13 June 2003, 09:12  Dollar shackled by intervention talk, euro holds

TOKYO, June 13 - The dollar was locked in narrow ranges against the euro and yen on Friday, with the market suspecting that Japan was intervening to sell its currency. The greenback was further undermined in New York on Thursday by a mixed bag of U.S. economic indicators, with data showing retail sales rose 0.1 percent in May while initial jobless claims last week fell by 17,000 to 430,000, disappointing some analysts. The dollar fell to a low of 117.45 yen before trading at 117.71/76 yen by mid-morning.
As the dollar's fall has been hampered around 117.40 yen in recent trade, many dealers bet that the Japanese authorities were behind a limited number of Japanese banks constantly bidding for the greenback near that level. "We saw strange bids from Japanese banks near that level in late U.S. hours yesterday," said a Japanese bank dealer. Japan's top financial diplomat, Zembei Mizoguchi, said that the economic environment did not warrant a stronger yen and that Japan would take necessary action in the currency market. Some good news for the authorities is that there was plenty of interest from Japanese retail investors to sell the yen against other currencies, especially high-yielding units like the Canadian and Australian dollars, so they can buy foreign bonds with summer bonuses. Australia's 4.75 percent cash rate is one of the highest in industrialised world, while Europe's 2.0 percent is 75 basis points above that of the United States. The Aussie dollar stood at $0.6646/51 after marking a high of around $0.6665, and is expected to test a four-year high of $0.6710 hit late last week in the near-term.

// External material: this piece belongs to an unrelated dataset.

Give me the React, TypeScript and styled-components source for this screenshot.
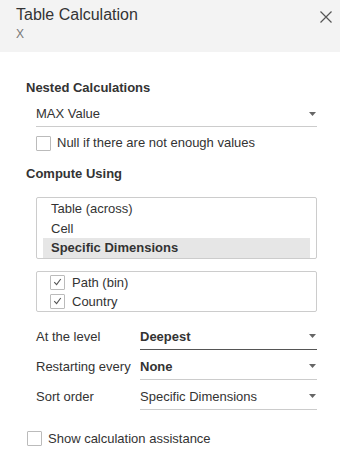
import styled, { createGlobalStyle } from 'styled-components';

const Global = createGlobalStyle`
  html, body { margin: 0; padding: 0; background: #fff; }
  body { font-family: "Liberation Sans", Arial, sans-serif; color: #333; }
  * { box-sizing: border-box; }
`;

function Arrow() {
  return (
    <ArrowIcon viewBox="0 0 7 4" width="7" height="4">
      <path d="M0 0 H7 L3.5 4 Z" fill="#666" />
    </ArrowIcon>
  );
}

function CheckMark() {
  return (
    <svg viewBox="0 0 14 14" width="14" height="14">
      <path d="M3.5 7.2 L6 9.8 L10.5 3.8" fill="none" stroke="#555" strokeWidth="1.2" />
    </svg>
  );
}

type SelectProps = { value: string; bold?: boolean; active?: boolean };

function Select({ value, bold, active }: SelectProps) {
  return (
    <SelectBox $active={active}>
      <SelectValue $bold={bold}>{value}</SelectValue>
      <Arrow />
    </SelectBox>
  );
}

function App() {
  return (
    <Panel>
      <Global />
      <Header>
        <TitleBlock>
          <Title>Table Calculation</Title>
          <Subtitle>X</Subtitle>
        </TitleBlock>
        <CloseButton viewBox="0 0 12 12" width="12" height="12">
          <path d="M0.5 0.5 L11.5 11.5 M11.5 0.5 L0.5 11.5" stroke="#555" strokeWidth="1.2" />
        </CloseButton>
      </Header>
      <Body>
        <SectionTitle>Nested Calculations</SectionTitle>
        <Indent $top={1}>
          <Select value="MAX Value" />
          <CheckRow>
            <Box />
            <span>Null if there are not enough values</span>
          </CheckRow>
        </Indent>
        <SectionTitle $top={15}>Compute Using</SectionTitle>
        <Indent>
          <ListBox>
            <ListItem>Table (across)</ListItem>
            <ListItem>Cell</ListItem>
            <ListItem $selected>Specific Dimensions</ListItem>
          </ListBox>
          <DimBox>
            <DimRow>
              <Box><CheckMark /></Box>
              <span>Path (bin)</span>
            </DimRow>
            <DimRow>
              <Box><CheckMark /></Box>
              <span>Country</span>
            </DimRow>
          </DimBox>
          <FieldGrid>
            <FieldLabel>At the level</FieldLabel>
            <Select value="Deepest" bold active />
            <FieldLabel>Restarting every</FieldLabel>
            <Select value="None" bold />
            <FieldLabel>Sort order</FieldLabel>
            <Select value="Specific Dimensions" />
          </FieldGrid>
        </Indent>
        <AssistRow>
          <Box />
          <span>Show calculation assistance</span>
        </AssistRow>
      </Body>
    </Panel>
  );
}

const Panel = styled.div`
  width: 340px;
  height: 476px;
  background: #fff;
  overflow: hidden;
`;

const Header = styled.div`
  height: 52px;
  background: #f3f3f3;
  display: flex;
  justify-content: space-between;
  align-items: flex-start;
  padding: 5px 8px 0 16px;
`;

const TitleBlock = styled.div`
  display: flex;
  flex-direction: column;
`;

const Title = styled.div`
  font-size: 16px;
  line-height: 20px;
  color: #333;
`;

const Subtitle = styled.div`
  font-size: 12px;
  line-height: 14px;
  margin-top: 2px;
  color: #777;
`;

const CloseButton = styled.svg`
  margin-top: 6px;
`;

const Body = styled.div`
  padding: 28px 0 0 26px;
`;

const SectionTitle = styled.div<{ $top?: number }>`
  font-size: 13px;
  font-weight: 700;
  line-height: 16px;
  color: #333;
  margin-top: ${(p) => p.$top ?? 0}px;
`;

const Indent = styled.div<{ $top?: number }>`
  padding-left: 10px;
  padding-top: ${(p) => p.$top ?? 0}px;
  width: 291px;
`;

const SelectBox = styled.div<{ $active?: boolean }>`
  display: flex;
  align-items: center;
  justify-content: space-between;
  height: 30px;
  padding: 4px 1px 0 0;
  border-bottom: 1px solid ${(p) => (p.$active ? '#555' : '#ccc')};
`;

const SelectValue = styled.span<{ $bold?: boolean }>`
  font-size: 13px;
  font-weight: ${(p) => (p.$bold ? 700 : 400)};
  color: #333;
`;

const ArrowIcon = styled.svg`
  display: block;
`;

const CheckRow = styled.div`
  display: flex;
  align-items: center;
  gap: 6px;
  margin-top: 8px;
  font-size: 13px;
  line-height: 16px;
`;

const Box = styled.span`
  width: 15px;
  height: 15px;
  border: 1px solid #bbb;
  border-radius: 1px;
  display: inline-flex;
  align-items: center;
  justify-content: center;
  background: #fff;
  flex: none;
`;

const ListBox = styled.div`
  margin-top: 15px;
  border: 1px solid #ccc;
  border-radius: 2px;
  padding: 1px 6px 0 6px;
  display: flex;
  flex-direction: column;
`;

const ListItem = styled.div<{ $selected?: boolean }>`
  height: 19.5px;
  line-height: 19px;
  font-size: 13px;
  padding-left: 8px;
  font-weight: ${(p) => (p.$selected ? 700 : 400)};
  background: ${(p) => (p.$selected ? '#e6e6e6' : 'transparent')};
`;

const DimBox = styled.div`
  margin-top: 12px;
  border: 1px solid #ccc;
  border-radius: 2px;
  padding: 3px 0 2px 13px;
  display: flex;
  flex-direction: column;
  gap: 4px;
`;

const DimRow = styled.div`
  display: flex;
  align-items: center;
  gap: 7px;
  font-size: 13px;
  line-height: 15px;
`;

const FieldGrid = styled.div`
  display: grid;
  grid-template-columns: 104px 1fr;
  margin-top: 8px;
  align-items: end;
`;

const FieldLabel = styled.div`
  font-size: 13px;
  color: #333;
  height: 30px;
  display: flex;
  align-items: center;
  padding-top: 4px;
`;

const AssistRow = styled.div`
  display: flex;
  align-items: center;
  gap: 6px;
  margin-top: 21px;
  margin-left: 1px;
  font-size: 13px;
  line-height: 16px;
`;

export default App;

"People are talking about cross yen buying in relation to new investment trust set-ups, but I don't think such buying will be concentrated on just one or two days," said Takashi Toyahara, forex section manager at Nomura Securities in Tokyo. "I think people are making investment trusts a big deal because there are no market-moving factors now." EURO REGAINS FOOTING The euro was also in a thin range. After dipping to a low of $1.1705 on Thursday, the euro regained some ground after European Central Bank (ECB) officials tempered expectations of further credit easing in the near term, dealers said. The euro stood at $1.1760/65 compared with the late U.S. level of $1.1764/68. "With share prices recovering globally, investors now have strength to take risks. In this situation, they are buying high-yielding currencies, such as the Canadian dollar and the Aussie," said Kosuke Hanao, head of forex sales at Royal Bank of Scotland in Tokyo. "Although the euro may be losing some attraction as a high-yield currency after last week's 50 basis-point rate cut, the euro continues to be solid," he said. The euro stood at 138.42/53 yen compared with the late U.S. level of 138.50/62 yen. On Thursday, ECB Governing Council member Nout Wellink said that based on inflation projections, the ECB expected a recovery in the second half of the year and saw no reason to cut rates further.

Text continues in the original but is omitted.